The 58-year-old leader has not been seen in public since he left Nigeria in November to get treatment for a heart ailment. Presidency sources say he is in a mobile intensive care unit.
A Nigerian lawyer launched legal action against his aides on Tuesday in an attempt to force the ailing leader to appear before the media and prove the state of his health.
Abuja-based lawyer Kayode Ajulo launched the legal action against Turai and five other aides including the chief of army staff and national security adviser, asking a Federal High Court to rule on whether their actions were against the Constitution.
Ajulo is seeking a court order directing the aides to allow Nigerian newspaper owners, editors and journalists “to have access to ascertain the existence of President Umaru Yar’Adua”, according to court papers seen by Reuters.

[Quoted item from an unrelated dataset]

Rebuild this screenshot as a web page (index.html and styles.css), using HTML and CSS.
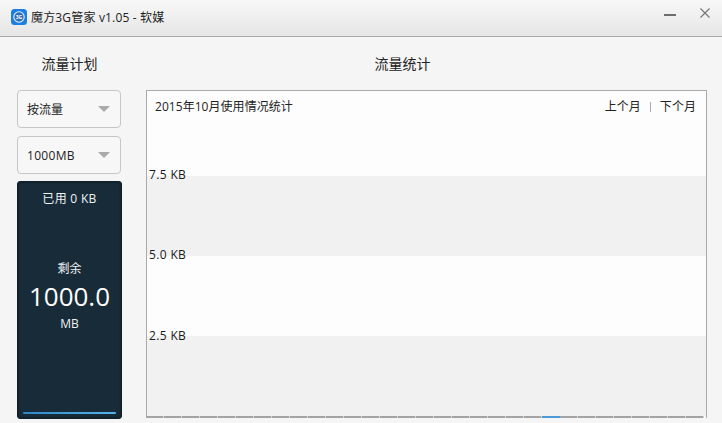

Yar’Adua’s critics have called on him to resign if he is unable to govern.
“For us the issue of his resignation is not an issue for now.
For us, what is important is to be compassionate,” Godswill Akpabio, governor of Akwa Ibom state, said after the meeting.
Jonathan assumed executive powers on February 9, ending months of state paralysis and allowing him to set priorities such as implementing an amnesty for rebels in the oil-producing Niger Delta, restoring power supplies and preparing for elections.
But Yar’Adua’s return came just two weeks later and threatened to again put policy-making on hold in the Opec member state of more than 140-million people.
Analysts say those around Jonathan appear to have gained the upper hand over the circle loyal to Yar’Adua.